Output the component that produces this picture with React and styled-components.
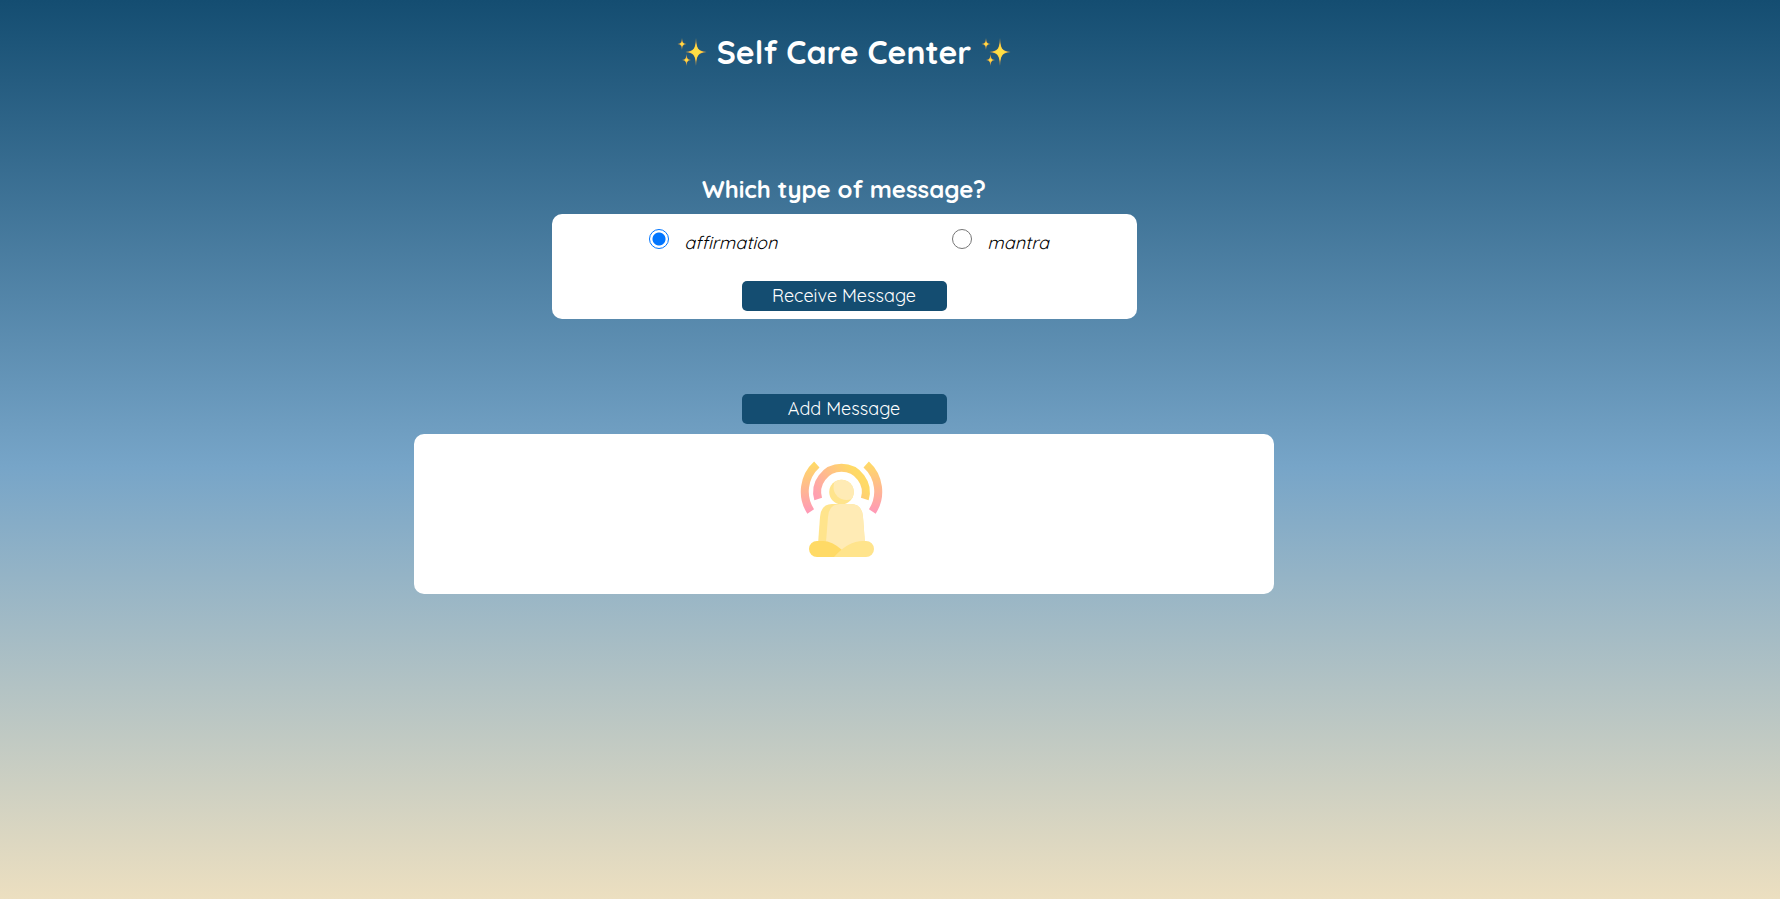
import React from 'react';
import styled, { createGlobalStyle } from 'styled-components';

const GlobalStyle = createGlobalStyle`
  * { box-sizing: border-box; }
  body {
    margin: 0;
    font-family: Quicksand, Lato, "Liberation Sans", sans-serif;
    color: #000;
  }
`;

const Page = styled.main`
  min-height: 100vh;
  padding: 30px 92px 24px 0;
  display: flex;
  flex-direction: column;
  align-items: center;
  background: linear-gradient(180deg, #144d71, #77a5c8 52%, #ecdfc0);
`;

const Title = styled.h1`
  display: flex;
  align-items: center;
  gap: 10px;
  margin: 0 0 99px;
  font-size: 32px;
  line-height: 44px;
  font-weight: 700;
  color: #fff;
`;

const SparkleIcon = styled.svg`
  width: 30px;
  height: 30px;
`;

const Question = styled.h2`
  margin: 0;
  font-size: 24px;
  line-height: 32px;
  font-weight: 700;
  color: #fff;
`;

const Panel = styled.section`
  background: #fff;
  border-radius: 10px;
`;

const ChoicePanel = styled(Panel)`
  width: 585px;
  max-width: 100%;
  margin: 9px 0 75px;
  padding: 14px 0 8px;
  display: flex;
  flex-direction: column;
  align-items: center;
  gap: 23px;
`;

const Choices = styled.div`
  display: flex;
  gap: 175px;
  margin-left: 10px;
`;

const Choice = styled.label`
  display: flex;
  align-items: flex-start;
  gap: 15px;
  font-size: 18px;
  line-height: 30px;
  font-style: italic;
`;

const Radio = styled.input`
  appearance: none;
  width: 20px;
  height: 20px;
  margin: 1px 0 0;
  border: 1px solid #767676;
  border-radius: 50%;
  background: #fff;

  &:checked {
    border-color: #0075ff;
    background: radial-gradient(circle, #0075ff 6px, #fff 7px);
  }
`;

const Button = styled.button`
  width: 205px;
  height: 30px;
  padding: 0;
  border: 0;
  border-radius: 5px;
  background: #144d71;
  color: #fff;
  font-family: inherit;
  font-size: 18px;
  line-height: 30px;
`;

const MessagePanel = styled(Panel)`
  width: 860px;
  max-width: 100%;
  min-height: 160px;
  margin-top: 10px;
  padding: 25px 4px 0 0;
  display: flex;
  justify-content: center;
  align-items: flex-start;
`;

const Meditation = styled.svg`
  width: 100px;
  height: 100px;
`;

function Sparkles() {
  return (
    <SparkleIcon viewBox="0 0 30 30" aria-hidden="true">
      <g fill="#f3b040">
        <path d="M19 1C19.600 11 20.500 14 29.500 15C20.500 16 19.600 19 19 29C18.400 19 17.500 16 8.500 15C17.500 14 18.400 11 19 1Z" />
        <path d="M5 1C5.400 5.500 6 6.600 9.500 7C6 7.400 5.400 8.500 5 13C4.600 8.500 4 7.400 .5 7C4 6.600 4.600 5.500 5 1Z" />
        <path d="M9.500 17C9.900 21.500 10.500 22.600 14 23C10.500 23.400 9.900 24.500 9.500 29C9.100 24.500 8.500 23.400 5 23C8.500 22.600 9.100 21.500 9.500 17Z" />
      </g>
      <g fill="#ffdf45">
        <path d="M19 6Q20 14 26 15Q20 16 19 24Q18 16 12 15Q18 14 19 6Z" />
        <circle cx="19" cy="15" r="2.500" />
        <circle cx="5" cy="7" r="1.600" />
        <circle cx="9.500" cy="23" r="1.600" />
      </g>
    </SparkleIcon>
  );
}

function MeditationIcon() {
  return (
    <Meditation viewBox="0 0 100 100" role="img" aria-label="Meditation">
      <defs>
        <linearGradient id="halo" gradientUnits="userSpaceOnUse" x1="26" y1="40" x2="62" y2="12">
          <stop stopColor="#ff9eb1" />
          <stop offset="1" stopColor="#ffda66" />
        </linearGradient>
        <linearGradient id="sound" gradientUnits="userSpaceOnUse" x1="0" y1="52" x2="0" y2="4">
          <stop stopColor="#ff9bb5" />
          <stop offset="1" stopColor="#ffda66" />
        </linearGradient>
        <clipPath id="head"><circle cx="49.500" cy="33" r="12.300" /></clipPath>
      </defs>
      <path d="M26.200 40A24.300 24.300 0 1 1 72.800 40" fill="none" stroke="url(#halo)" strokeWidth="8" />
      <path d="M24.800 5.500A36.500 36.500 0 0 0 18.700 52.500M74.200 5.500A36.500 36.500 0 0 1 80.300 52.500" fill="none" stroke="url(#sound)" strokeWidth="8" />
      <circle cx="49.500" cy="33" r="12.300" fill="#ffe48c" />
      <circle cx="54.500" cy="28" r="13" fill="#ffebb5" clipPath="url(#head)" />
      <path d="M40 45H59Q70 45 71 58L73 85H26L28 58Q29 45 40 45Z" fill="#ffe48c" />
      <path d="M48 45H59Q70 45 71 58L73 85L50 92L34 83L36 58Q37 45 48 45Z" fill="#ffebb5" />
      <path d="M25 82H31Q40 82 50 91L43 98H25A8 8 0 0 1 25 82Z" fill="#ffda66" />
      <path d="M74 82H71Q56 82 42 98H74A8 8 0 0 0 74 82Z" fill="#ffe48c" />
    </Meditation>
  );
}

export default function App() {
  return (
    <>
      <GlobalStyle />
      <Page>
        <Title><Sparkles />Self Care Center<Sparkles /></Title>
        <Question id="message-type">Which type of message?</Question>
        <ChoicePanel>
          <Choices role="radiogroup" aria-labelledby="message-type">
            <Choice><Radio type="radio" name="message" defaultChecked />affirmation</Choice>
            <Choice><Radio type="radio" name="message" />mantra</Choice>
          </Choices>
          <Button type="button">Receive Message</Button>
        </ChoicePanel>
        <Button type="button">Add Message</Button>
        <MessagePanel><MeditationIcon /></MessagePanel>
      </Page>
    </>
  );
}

● ● ●

◆ **What needs to be done**: Your task is to reproduce all of the material exactly. The pictures stay out.

◆ **Full answer**:
Output the component that produces this picture with React and styled-components.
import React from 'react';
import styled, { createGlobalStyle } from 'styled-components';

const GlobalStyle = createGlobalStyle`
  * { box-sizing: border-box; }
  body {
    margin: 0;
    font-family: Quicksand, Lato, "Liberation Sans", sans-serif;
    color: #000;
  }
`;

const Page = styled.main`
  min-height: 100vh;
  padding: 30px 92px 24px 0;
  display: flex;
  flex-direction: column;
  align-items: center;
  background: linear-gradient(180deg, #144d71, #77a5c8 52%, #ecdfc0);
`;

const Title = styled.h1`
  display: flex;
  align-items: center;
  gap: 10px;
  margin: 0 0 99px;
  font-size: 32px;
  line-height: 44px;
  font-weight: 700;
  color: #fff;
`;

const SparkleIcon = styled.svg`
  width: 30px;
  height: 30px;
`;

const Question = styled.h2`
  margin: 0;
  font-size: 24px;
  line-height: 32px;
  font-weight: 700;
  color: #fff;
`;

const Panel = styled.section`
  background: #fff;
  border-radius: 10px;
`;

const ChoicePanel = styled(Panel)`
  width: 585px;
  max-width: 100%;
  margin: 9px 0 75px;
  padding: 14px 0 8px;
  display: flex;
  flex-direction: column;
  align-items: center;
  gap: 23px;
`;

const Choices = styled.div`
  display: flex;
  gap: 175px;
  margin-left: 10px;
`;

const Choice = styled.label`
  display: flex;
  align-items: flex-start;
  gap: 15px;
  font-size: 18px;
  line-height: 30px;
  font-style: italic;
`;

const Radio = styled.input`
  appearance: none;
  width: 20px;
  height: 20px;
  margin: 1px 0 0;
  border: 1px solid #767676;
  border-radius: 50%;
  background: #fff;

  &:checked {
    border-color: #0075ff;
    background: radial-gradient(circle, #0075ff 6px, #fff 7px);
  }
`;

const Button = styled.button`
  width: 205px;
  height: 30px;
  padding: 0;
  border: 0;
  border-radius: 5px;
  background: #144d71;
  color: #fff;
  font-family: inherit;
  font-size: 18px;
  line-height: 30px;
`;

const MessagePanel = styled(Panel)`
  width: 860px;
  max-width: 100%;
  min-height: 160px;
  margin-top: 10px;
  padding: 25px 4px 0 0;
  display: flex;
  justify-content: center;
  align-items: flex-start;
`;

const Meditation = styled.svg`
  width: 100px;
  height: 100px;
`;

function Sparkles() {
  return (
    <SparkleIcon viewBox="0 0 30 30" aria-hidden="true">
      <g fill="#f3b040">
        <path d="M19 1C19.600 11 20.500 14 29.500 15C20.500 16 19.600 19 19 29C18.400 19 17.500 16 8.500 15C17.500 14 18.400 11 19 1Z" />
        <path d="M5 1C5.400 5.500 6 6.600 9.500 7C6 7.400 5.400 8.500 5 13C4.600 8.500 4 7.400 .5 7C4 6.600 4.600 5.500 5 1Z" />
        <path d="M9.500 17C9.900 21.500 10.500 22.600 14 23C10.500 23.400 9.900 24.500 9.500 29C9.100 24.500 8.500 23.400 5 23C8.500 22.600 9.100 21.500 9.500 17Z" />
      </g>
      <g fill="#ffdf45">
        <path d="M19 6Q20 14 26 15Q20 16 19 24Q18 16 12 15Q18 14 19 6Z" />
        <circle cx="19" cy="15" r="2.500" />
        <circle cx="5" cy="7" r="1.600" />
        <circle cx="9.500" cy="23" r="1.600" />
      </g>
    </SparkleIcon>
  );
}

function MeditationIcon() {
  return (
    <Meditation viewBox="0 0 100 100" role="img" aria-label="Meditation">
      <defs>
        <linearGradient id="halo" gradientUnits="userSpaceOnUse" x1="26" y1="40" x2="62" y2="12">
          <stop stopColor="#ff9eb1" />
          <stop offset="1" stopColor="#ffda66" />
        </linearGradient>
        <linearGradient id="sound" gradientUnits="userSpaceOnUse" x1="0" y1="52" x2="0" y2="4">
          <stop stopColor="#ff9bb5" />
          <stop offset="1" stopColor="#ffda66" />
        </linearGradient>
        <clipPath id="head"><circle cx="49.500" cy="33" r="12.300" /></clipPath>
      </defs>
      <path d="M26.200 40A24.300 24.300 0 1 1 72.800 40" fill="none" stroke="url(#halo)" strokeWidth="8" />
      <path d="M24.800 5.500A36.500 36.500 0 0 0 18.700 52.500M74.200 5.500A36.500 36.500 0 0 1 80.300 52.500" fill="none" stroke="url(#sound)" strokeWidth="8" />
      <circle cx="49.500" cy="33" r="12.300" fill="#ffe48c" />
      <circle cx="54.500" cy="28" r="13" fill="#ffebb5" clipPath="url(#head)" />
      <path d="M40 45H59Q70 45 71 58L73 85H26L28 58Q29 45 40 45Z" fill="#ffe48c" />
      <path d="M48 45H59Q70 45 71 58L73 85L50 92L34 83L36 58Q37 45 48 45Z" fill="#ffebb5" />
      <path d="M25 82H31Q40 82 50 91L43 98H25A8 8 0 0 1 25 82Z" fill="#ffda66" />
      <path d="M74 82H71Q56 82 42 98H74A8 8 0 0 0 74 82Z" fill="#ffe48c" />
    </Meditation>
  );
}

export default function App() {
  return (
    <>
      <GlobalStyle />
      <Page>
        <Title><Sparkles />Self Care Center<Sparkles /></Title>
        <Question id="message-type">Which type of message?</Question>
        <ChoicePanel>
          <Choices role="radiogroup" aria-labelledby="message-type">
            <Choice><Radio type="radio" name="message" defaultChecked />affirmation</Choice>
            <Choice><Radio type="radio" name="message" />mantra</Choice>
          </Choices>
          <Button type="button">Receive Message</Button>
        </ChoicePanel>
        <Button type="button">Add Message</Button>
        <MessagePanel><MeditationIcon /></MessagePanel>
      </Page>
    </>
  );
}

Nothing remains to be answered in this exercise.